Floor & Decor Holdings, Inc. (FND), The Home Depot, Inc. (HD) and Lowe’s Companies, Inc. (LOW) are the three largest U.S. home‑improvement retailers. Comparing them helps DIY‑oriented investors, professional traders tracking consumer‑cycle exposure, and quantitative analysts evaluating sector‑wide momentum. Recent earnings releases, supply‑chain updates, and macro‑economic shifts have produced divergent price moves, making a side‑by‑side snapshot valuable for short‑term positioning and longer‑term thematic analysis.
Floor & Decor operates roughly 270 warehouse‑format stores and a handful of design studios, focusing on hard‑surface flooring and related accessories. In the past several weeks, FND posted earnings that missed consensus estimates, driven by slower consumer spend on discretionary home upgrades and a modest inventory buildup. The company’s revenue grew modestly year‑over‑year, but EPS (earnings per share) fell, prompting analysts to lower price targets to the high‑$50 range. The stock has slipped about 4‑5% relative to the S&P 500, reflecting heightened sensitivity to housing‑affordability concerns. Balance‑sheet metrics show a debt‑to‑equity ratio near 0.8, ample cash of roughly $300 million, and a P/E (price‑to‑earnings) around 26, indicating that valuation remains premium relative to peers.

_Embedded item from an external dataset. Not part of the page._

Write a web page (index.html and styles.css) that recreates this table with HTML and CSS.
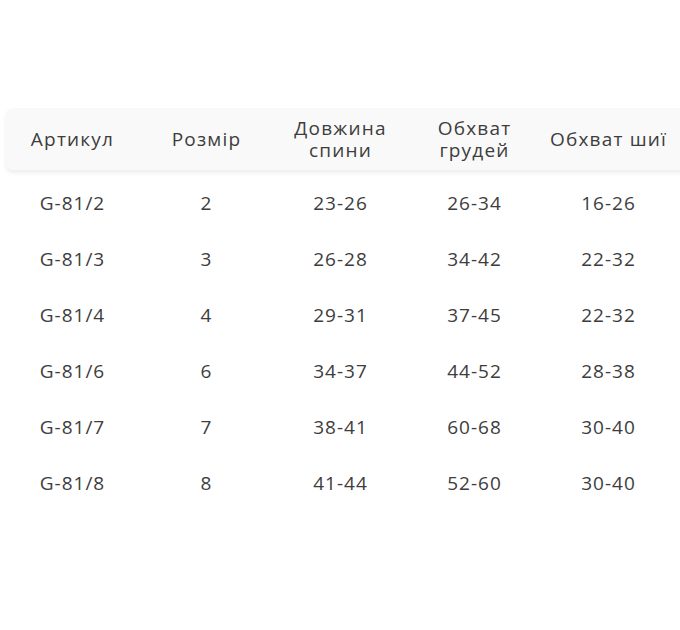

The Home Depot, the sector’s market‑cap leader, generated $38.2 billion in revenue for its most recent quarter, with net income up to $2.7 billion. Earnings per share beat expectations, supported by sustained professional‑contractor demand and incremental same‑store sales. The company announced a modest dividend increase and reaffirmed its 2026 guidance, though analysts note a slight slowdown in discretionary spend. The share price of HD has trended slightly lower (≈‑1% week‑over‑week) after a brief rally, but its forward P/E of about 21 suggests relative cheapness versus FND’s higher multiple. With over $1.4 billion in cash and a debt‑to‑equity ratio above 5 (reflecting extensive capital structure), HD’s liquidity remains robust, and its dividend yield sits near 2.9%.
Lowe’s runs more than 2,200 stores across North America and reported quarterly revenue of $26 billion, up modestly from the prior year. While top‑line growth was in line with forecasts, earnings fell short, driven by higher freight costs and a softer DIY demand environment. The stock of LOW has declined roughly 1‑2% over the past month, lagging the broader market. Valuation metrics place Lowe’s at a forward P/E near 22 and a price‑to‑sales ratio of about 1.9, situating it between HD’s low‑multiple profile and FND’s higher multiple. The company maintains a solid cash position of roughly $2 billion and a debt‑to‑equity ratio near 5, comparable to HD, which supports its ongoing dividend of about 1.3%.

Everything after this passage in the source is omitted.